Today, I visited the Karakasa Lantern Festival (からかさ万灯 – karakasamando) at Washi shrine in Tsuchiura. Well, it is listed as an event in Tsuchiura, but the shrine is actually in Niihari, which was merged recently to the city of Tsuchiura (link). Unfortunately, there is not much information about this festival in English. The only thing I could find out is that it is held for a rain invocation ceremony. The hightlight of the event is a fireworks which lits from an umbrella shaped frame of 5 m height. This unusual shape for a fireworks was it what made me curious to go to the festival.
Washi shrine is about 20 min by car from Tsukuba center. I don’t think that it is easy to get there by other means: The countryside roads are very narrow and therefore dangerous for bikes, and public transportation in this area seems to be very poor. So if you want to go, you should take your car or ask a friend to drive with you there.

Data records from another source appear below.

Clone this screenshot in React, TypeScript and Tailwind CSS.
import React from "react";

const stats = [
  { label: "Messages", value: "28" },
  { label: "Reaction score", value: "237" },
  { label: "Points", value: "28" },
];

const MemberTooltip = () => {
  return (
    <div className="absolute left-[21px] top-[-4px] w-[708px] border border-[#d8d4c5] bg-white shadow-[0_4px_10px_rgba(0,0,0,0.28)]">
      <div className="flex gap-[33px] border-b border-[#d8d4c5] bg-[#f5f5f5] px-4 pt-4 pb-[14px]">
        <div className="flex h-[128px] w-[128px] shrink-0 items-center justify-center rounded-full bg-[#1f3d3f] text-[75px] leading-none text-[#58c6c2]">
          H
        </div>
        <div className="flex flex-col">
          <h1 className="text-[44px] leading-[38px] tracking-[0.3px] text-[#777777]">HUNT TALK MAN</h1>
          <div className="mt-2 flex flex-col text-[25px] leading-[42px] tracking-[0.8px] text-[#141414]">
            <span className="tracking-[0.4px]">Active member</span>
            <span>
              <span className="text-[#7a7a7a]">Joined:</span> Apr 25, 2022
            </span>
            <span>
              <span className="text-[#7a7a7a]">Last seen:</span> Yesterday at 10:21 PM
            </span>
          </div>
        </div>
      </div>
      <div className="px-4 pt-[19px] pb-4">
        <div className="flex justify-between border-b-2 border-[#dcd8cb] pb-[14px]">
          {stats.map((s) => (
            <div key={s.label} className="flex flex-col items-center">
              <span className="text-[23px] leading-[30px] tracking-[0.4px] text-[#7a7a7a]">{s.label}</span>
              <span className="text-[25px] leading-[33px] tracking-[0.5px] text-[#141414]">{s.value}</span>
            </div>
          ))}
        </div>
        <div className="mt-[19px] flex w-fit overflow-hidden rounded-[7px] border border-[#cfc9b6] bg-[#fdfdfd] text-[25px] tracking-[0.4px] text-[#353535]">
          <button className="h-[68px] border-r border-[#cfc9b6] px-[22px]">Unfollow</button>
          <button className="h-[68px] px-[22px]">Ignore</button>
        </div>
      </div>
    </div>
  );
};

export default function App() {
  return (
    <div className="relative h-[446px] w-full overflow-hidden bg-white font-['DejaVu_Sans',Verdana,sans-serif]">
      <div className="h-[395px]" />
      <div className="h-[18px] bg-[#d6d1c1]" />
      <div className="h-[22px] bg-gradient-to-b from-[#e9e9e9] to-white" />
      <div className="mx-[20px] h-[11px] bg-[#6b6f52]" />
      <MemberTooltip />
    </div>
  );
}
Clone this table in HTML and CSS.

The festival starts in the afternoon, but I only went there in the evening. I arrived at approximately 7 pm in Niihari, and parked my car at the parking lot of the Fujisawa elementary school. The parking looked already quite full, but I found quickly a place. From the parking lot, it is a 5 – 10 min walk to Washi shrine. Parts of the road are lined with lanterns, which are inscribed with the name of the matsuri (からかさ万灯). As the area is rather dark, it is very scenic to look at and walk by.
The street approaching the shrine is lined with food stalls, the usual matsuri treats: Yakisoba, Takoyaki, shaved ice, sweets. On the small open space next to the shrine is the karakasa frame. The area in the direct vicinity of the “umbrella” is closed, most obviously for safety reasons. The other half of the space is taken by the stage and the watching crowd.
The evening entertainment program started at 7 pm. It was mostly locals performing music acts, some contemporary, some more traditional. I admit, I did not watch the entertainment, it was finally not as interesting as anticipated. Instead I got some food and talked with my friend who came with me to see the fireworks.
The festival felt very local, in a positive sense: It was well visited, but not too crowded, the atmosphere was very laid back. Many women and girls put on yukata, which looks always picturesque.
Do you see the numerous kanji written on the wall in the gallery above? These are the names of the donors for this festival. Along with the name of the donor (this can be an individual or a company) is the amount of donated money indicated. Below is a close up. In case you are wondering, the kanji for numbers are written differently than usual, such as 壱 for 一 and 萬 for 万. These kanji are called “daiji” and are used for formal documents, and apparently also for donations to shrines. For example, on the picture, there are several people who donated 10,000 Yen. But you don’t have to donate money, there is also someone who gave 7kg of grapes :).
Maybe 30 min before the start of the fireworks, we approached the fence to the umbrella frame and waited for the spectacle to begin. I would recommend to go there even a bit earlier to get a good spot. Many older men with cameras on tripods come there hours before the start of the fireworks. There is only one side of the space open to watch, so everyone gathers there. If you are in the 10th line, it might be more difficult to get a good view.
Some musicians play the matsuri music (is it called hayashi?) and then the fireworks begins. First, some letters forming the word からかさ万灯 are lit up. Then its turn for the umbrella-firework. I might be overinterpreting the sight, but the fireworks looks as if it is raining under the umbrella. Knowing that it is a rain invocation ceremony, it is maybe intended. After the “rain”, the upper part of the “umbrella” starts glistening. The whole event only lasts a few minutes, so you should pay well attention. After the fireworks is finished, many people go the frame and try get some flowers (made of cloth, maybe?) which are fixed under the umbrella screen. The flowers seems to bring luck. This marks the end of the festival: as it is custom in Japan at the end of an event, everyone heads home immediatly and people start cleaning, so that if you come only one hour later again, it looks like nothing ever happened.
I definitely recommend visiting the karakasa matsuri, if you are interested in local events around Tsukuba. You can get a feeling how ordinary people enjoy summer festivals, as opposed to the crowd and tourist attracting mega-events. It feels very laid back and is a perfect pass time for a hot summer night. Click on a picture in the galleries to open the slide show and don’t miss the video of the fireworks below.
I found infos about the festival on the Ibarakey blog, otherwise, there is almost no information in available in English. To my knowledge, the festival is always in mid-August, I assume around Obon. Google for “からかさ万灯” or “からかさ万灯 土浦” to find Japanese pages (such as here).